BRIEF:
Output the entries word for word. Omit images.

## START THE INPUT

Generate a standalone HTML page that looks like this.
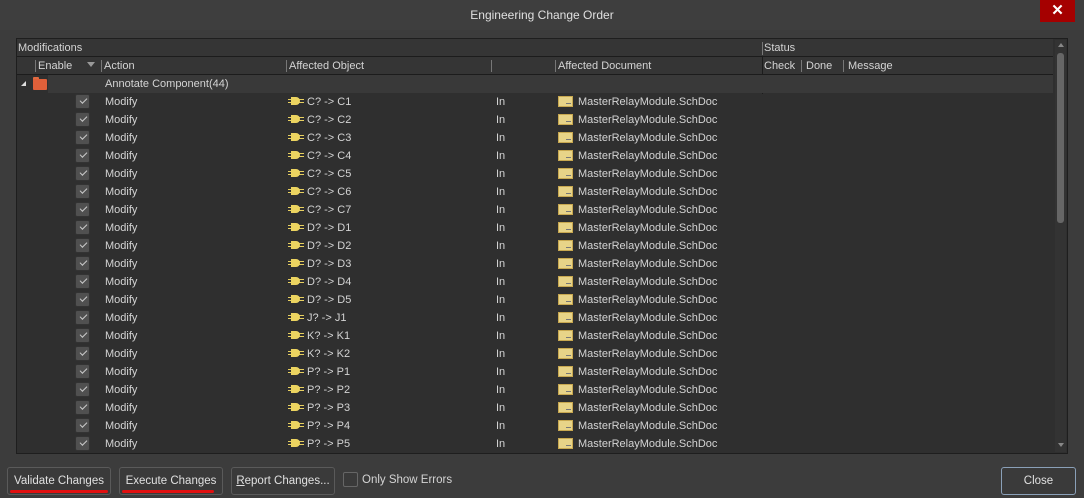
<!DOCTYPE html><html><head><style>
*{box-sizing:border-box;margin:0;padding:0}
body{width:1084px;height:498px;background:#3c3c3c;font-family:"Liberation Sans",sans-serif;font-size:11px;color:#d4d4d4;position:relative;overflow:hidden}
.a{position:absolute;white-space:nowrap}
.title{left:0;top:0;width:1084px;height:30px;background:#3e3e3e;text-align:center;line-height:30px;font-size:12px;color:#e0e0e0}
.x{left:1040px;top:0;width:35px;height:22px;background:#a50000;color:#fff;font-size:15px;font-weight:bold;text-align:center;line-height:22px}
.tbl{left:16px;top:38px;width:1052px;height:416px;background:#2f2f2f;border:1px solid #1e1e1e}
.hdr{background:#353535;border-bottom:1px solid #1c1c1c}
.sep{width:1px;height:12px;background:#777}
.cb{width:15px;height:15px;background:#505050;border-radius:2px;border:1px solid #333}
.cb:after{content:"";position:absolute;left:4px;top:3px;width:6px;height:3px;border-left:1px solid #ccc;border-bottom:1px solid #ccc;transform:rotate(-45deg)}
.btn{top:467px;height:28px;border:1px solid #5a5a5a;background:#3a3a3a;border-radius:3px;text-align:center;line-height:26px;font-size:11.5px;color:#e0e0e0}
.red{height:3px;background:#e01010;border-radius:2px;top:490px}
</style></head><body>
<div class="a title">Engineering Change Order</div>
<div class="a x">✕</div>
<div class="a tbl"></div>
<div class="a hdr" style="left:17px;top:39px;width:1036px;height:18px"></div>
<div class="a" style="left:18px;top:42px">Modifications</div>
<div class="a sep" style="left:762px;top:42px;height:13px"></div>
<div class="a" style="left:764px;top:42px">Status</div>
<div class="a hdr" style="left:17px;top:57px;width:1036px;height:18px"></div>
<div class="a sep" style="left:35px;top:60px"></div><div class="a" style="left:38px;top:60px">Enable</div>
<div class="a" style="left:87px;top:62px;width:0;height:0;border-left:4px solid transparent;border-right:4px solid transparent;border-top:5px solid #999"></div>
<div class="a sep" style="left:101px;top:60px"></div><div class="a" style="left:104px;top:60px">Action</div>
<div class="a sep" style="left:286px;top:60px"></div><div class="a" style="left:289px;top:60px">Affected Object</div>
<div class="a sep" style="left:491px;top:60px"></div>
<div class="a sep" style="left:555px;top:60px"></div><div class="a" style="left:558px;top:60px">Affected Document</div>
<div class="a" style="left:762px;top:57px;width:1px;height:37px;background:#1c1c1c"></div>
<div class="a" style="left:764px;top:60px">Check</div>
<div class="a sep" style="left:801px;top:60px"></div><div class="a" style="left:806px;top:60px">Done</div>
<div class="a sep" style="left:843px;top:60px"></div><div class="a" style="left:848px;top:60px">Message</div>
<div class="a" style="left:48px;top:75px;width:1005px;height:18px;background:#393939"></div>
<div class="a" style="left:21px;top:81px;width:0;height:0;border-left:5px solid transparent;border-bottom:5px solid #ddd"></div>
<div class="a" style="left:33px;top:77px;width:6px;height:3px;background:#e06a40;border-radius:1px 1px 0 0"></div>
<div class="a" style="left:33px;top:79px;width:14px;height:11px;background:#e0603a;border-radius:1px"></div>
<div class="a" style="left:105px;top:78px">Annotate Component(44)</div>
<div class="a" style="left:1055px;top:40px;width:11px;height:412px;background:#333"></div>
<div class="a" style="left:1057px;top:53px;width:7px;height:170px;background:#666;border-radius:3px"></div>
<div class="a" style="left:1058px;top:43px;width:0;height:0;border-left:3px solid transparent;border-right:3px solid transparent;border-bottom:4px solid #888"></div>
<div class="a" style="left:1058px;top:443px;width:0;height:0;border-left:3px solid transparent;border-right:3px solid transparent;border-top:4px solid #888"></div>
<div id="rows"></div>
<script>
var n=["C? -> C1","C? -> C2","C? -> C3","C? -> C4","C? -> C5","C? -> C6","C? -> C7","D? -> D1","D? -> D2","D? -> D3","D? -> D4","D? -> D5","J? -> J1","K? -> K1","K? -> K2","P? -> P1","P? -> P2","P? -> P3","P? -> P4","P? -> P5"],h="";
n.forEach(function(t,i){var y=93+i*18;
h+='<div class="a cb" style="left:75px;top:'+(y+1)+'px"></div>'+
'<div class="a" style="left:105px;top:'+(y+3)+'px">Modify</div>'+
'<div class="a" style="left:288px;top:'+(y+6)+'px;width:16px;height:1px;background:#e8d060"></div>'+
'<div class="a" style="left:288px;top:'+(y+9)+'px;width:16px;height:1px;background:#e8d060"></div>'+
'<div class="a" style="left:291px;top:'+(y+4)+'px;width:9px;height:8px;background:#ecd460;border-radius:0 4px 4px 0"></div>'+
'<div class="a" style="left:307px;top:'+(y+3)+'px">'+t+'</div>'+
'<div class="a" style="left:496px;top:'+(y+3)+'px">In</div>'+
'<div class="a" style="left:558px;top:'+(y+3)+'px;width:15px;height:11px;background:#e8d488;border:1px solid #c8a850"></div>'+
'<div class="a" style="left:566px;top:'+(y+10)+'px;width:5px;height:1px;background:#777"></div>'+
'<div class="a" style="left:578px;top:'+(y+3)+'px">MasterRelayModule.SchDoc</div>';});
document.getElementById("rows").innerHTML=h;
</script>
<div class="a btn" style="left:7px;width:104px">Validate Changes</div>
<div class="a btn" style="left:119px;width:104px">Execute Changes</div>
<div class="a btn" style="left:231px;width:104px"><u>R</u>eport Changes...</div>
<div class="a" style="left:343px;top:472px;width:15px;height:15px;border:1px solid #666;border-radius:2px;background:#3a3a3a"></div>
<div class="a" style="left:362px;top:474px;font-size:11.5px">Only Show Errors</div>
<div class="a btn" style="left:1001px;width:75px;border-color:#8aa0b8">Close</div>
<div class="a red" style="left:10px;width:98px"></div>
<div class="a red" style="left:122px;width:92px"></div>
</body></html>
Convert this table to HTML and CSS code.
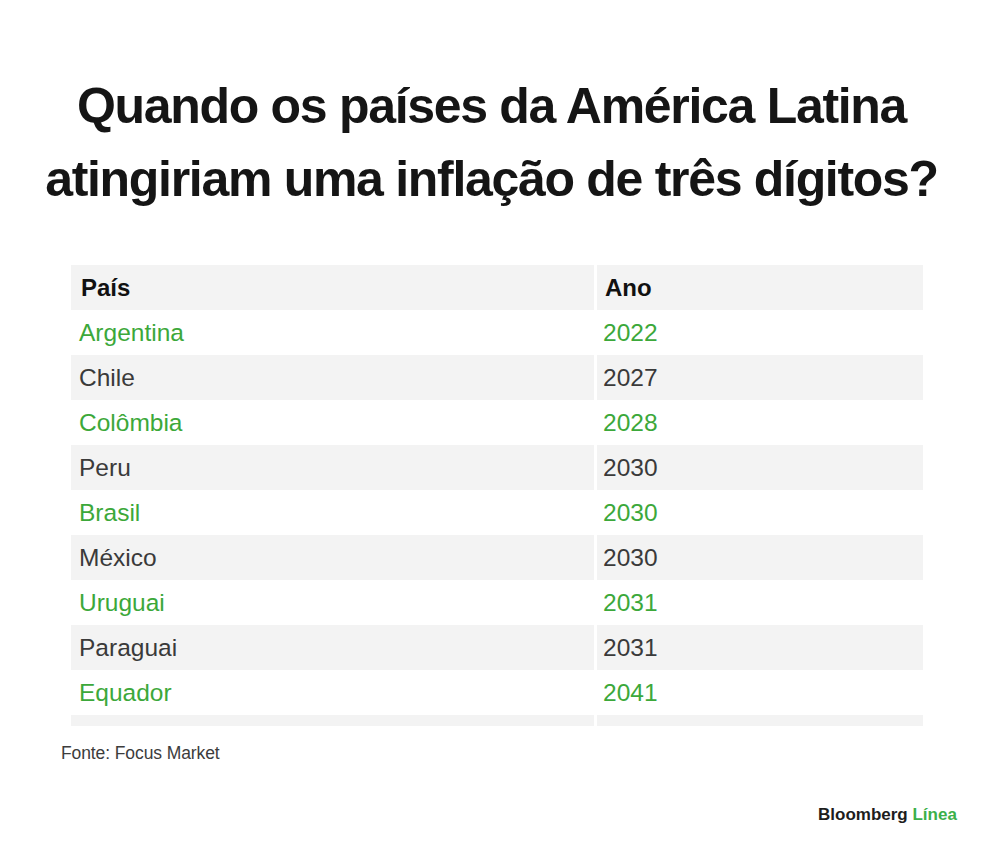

## END THE INPUT

EXERCISE RESULT:
Generate a standalone HTML page that looks like this.
<!DOCTYPE html><html><head><style>
*{box-sizing:border-box;margin:0;padding:0}
body{width:1084px;height:498px;background:#3c3c3c;font-family:"Liberation Sans",sans-serif;font-size:11px;color:#d4d4d4;position:relative;overflow:hidden}
.a{position:absolute;white-space:nowrap}
.title{left:0;top:0;width:1084px;height:30px;background:#3e3e3e;text-align:center;line-height:30px;font-size:12px;color:#e0e0e0}
.x{left:1040px;top:0;width:35px;height:22px;background:#a50000;color:#fff;font-size:15px;font-weight:bold;text-align:center;line-height:22px}
.tbl{left:16px;top:38px;width:1052px;height:416px;background:#2f2f2f;border:1px solid #1e1e1e}
.hdr{background:#353535;border-bottom:1px solid #1c1c1c}
.sep{width:1px;height:12px;background:#777}
.cb{width:15px;height:15px;background:#505050;border-radius:2px;border:1px solid #333}
.cb:after{content:"";position:absolute;left:4px;top:3px;width:6px;height:3px;border-left:1px solid #ccc;border-bottom:1px solid #ccc;transform:rotate(-45deg)}
.btn{top:467px;height:28px;border:1px solid #5a5a5a;background:#3a3a3a;border-radius:3px;text-align:center;line-height:26px;font-size:11.5px;color:#e0e0e0}
.red{height:3px;background:#e01010;border-radius:2px;top:490px}
</style></head><body>
<div class="a title">Engineering Change Order</div>
<div class="a x">✕</div>
<div class="a tbl"></div>
<div class="a hdr" style="left:17px;top:39px;width:1036px;height:18px"></div>
<div class="a" style="left:18px;top:42px">Modifications</div>
<div class="a sep" style="left:762px;top:42px;height:13px"></div>
<div class="a" style="left:764px;top:42px">Status</div>
<div class="a hdr" style="left:17px;top:57px;width:1036px;height:18px"></div>
<div class="a sep" style="left:35px;top:60px"></div><div class="a" style="left:38px;top:60px">Enable</div>
<div class="a" style="left:87px;top:62px;width:0;height:0;border-left:4px solid transparent;border-right:4px solid transparent;border-top:5px solid #999"></div>
<div class="a sep" style="left:101px;top:60px"></div><div class="a" style="left:104px;top:60px">Action</div>
<div class="a sep" style="left:286px;top:60px"></div><div class="a" style="left:289px;top:60px">Affected Object</div>
<div class="a sep" style="left:491px;top:60px"></div>
<div class="a sep" style="left:555px;top:60px"></div><div class="a" style="left:558px;top:60px">Affected Document</div>
<div class="a" style="left:762px;top:57px;width:1px;height:37px;background:#1c1c1c"></div>
<div class="a" style="left:764px;top:60px">Check</div>
<div class="a sep" style="left:801px;top:60px"></div><div class="a" style="left:806px;top:60px">Done</div>
<div class="a sep" style="left:843px;top:60px"></div><div class="a" style="left:848px;top:60px">Message</div>
<div class="a" style="left:48px;top:75px;width:1005px;height:18px;background:#393939"></div>
<div class="a" style="left:21px;top:81px;width:0;height:0;border-left:5px solid transparent;border-bottom:5px solid #ddd"></div>
<div class="a" style="left:33px;top:77px;width:6px;height:3px;background:#e06a40;border-radius:1px 1px 0 0"></div>
<div class="a" style="left:33px;top:79px;width:14px;height:11px;background:#e0603a;border-radius:1px"></div>
<div class="a" style="left:105px;top:78px">Annotate Component(44)</div>
<div class="a" style="left:1055px;top:40px;width:11px;height:412px;background:#333"></div>
<div class="a" style="left:1057px;top:53px;width:7px;height:170px;background:#666;border-radius:3px"></div>
<div class="a" style="left:1058px;top:43px;width:0;height:0;border-left:3px solid transparent;border-right:3px solid transparent;border-bottom:4px solid #888"></div>
<div class="a" style="left:1058px;top:443px;width:0;height:0;border-left:3px solid transparent;border-right:3px solid transparent;border-top:4px solid #888"></div>
<div id="rows"></div>
<script>
var n=["C? -> C1","C? -> C2","C? -> C3","C? -> C4","C? -> C5","C? -> C6","C? -> C7","D? -> D1","D? -> D2","D? -> D3","D? -> D4","D? -> D5","J? -> J1","K? -> K1","K? -> K2","P? -> P1","P? -> P2","P? -> P3","P? -> P4","P? -> P5"],h="";
n.forEach(function(t,i){var y=93+i*18;
h+='<div class="a cb" style="left:75px;top:'+(y+1)+'px"></div>'+
'<div class="a" style="left:105px;top:'+(y+3)+'px">Modify</div>'+
'<div class="a" style="left:288px;top:'+(y+6)+'px;width:16px;height:1px;background:#e8d060"></div>'+
'<div class="a" style="left:288px;top:'+(y+9)+'px;width:16px;height:1px;background:#e8d060"></div>'+
'<div class="a" style="left:291px;top:'+(y+4)+'px;width:9px;height:8px;background:#ecd460;border-radius:0 4px 4px 0"></div>'+
'<div class="a" style="left:307px;top:'+(y+3)+'px">'+t+'</div>'+
'<div class="a" style="left:496px;top:'+(y+3)+'px">In</div>'+
'<div class="a" style="left:558px;top:'+(y+3)+'px;width:15px;height:11px;background:#e8d488;border:1px solid #c8a850"></div>'+
'<div class="a" style="left:566px;top:'+(y+10)+'px;width:5px;height:1px;background:#777"></div>'+
'<div class="a" style="left:578px;top:'+(y+3)+'px">MasterRelayModule.SchDoc</div>';});
document.getElementById("rows").innerHTML=h;
</script>
<div class="a btn" style="left:7px;width:104px">Validate Changes</div>
<div class="a btn" style="left:119px;width:104px">Execute Changes</div>
<div class="a btn" style="left:231px;width:104px"><u>R</u>eport Changes...</div>
<div class="a" style="left:343px;top:472px;width:15px;height:15px;border:1px solid #666;border-radius:2px;background:#3a3a3a"></div>
<div class="a" style="left:362px;top:474px;font-size:11.5px">Only Show Errors</div>
<div class="a btn" style="left:1001px;width:75px;border-color:#8aa0b8">Close</div>
<div class="a red" style="left:10px;width:98px"></div>
<div class="a red" style="left:122px;width:92px"></div>
</body></html>
Convert this table to HTML and CSS code.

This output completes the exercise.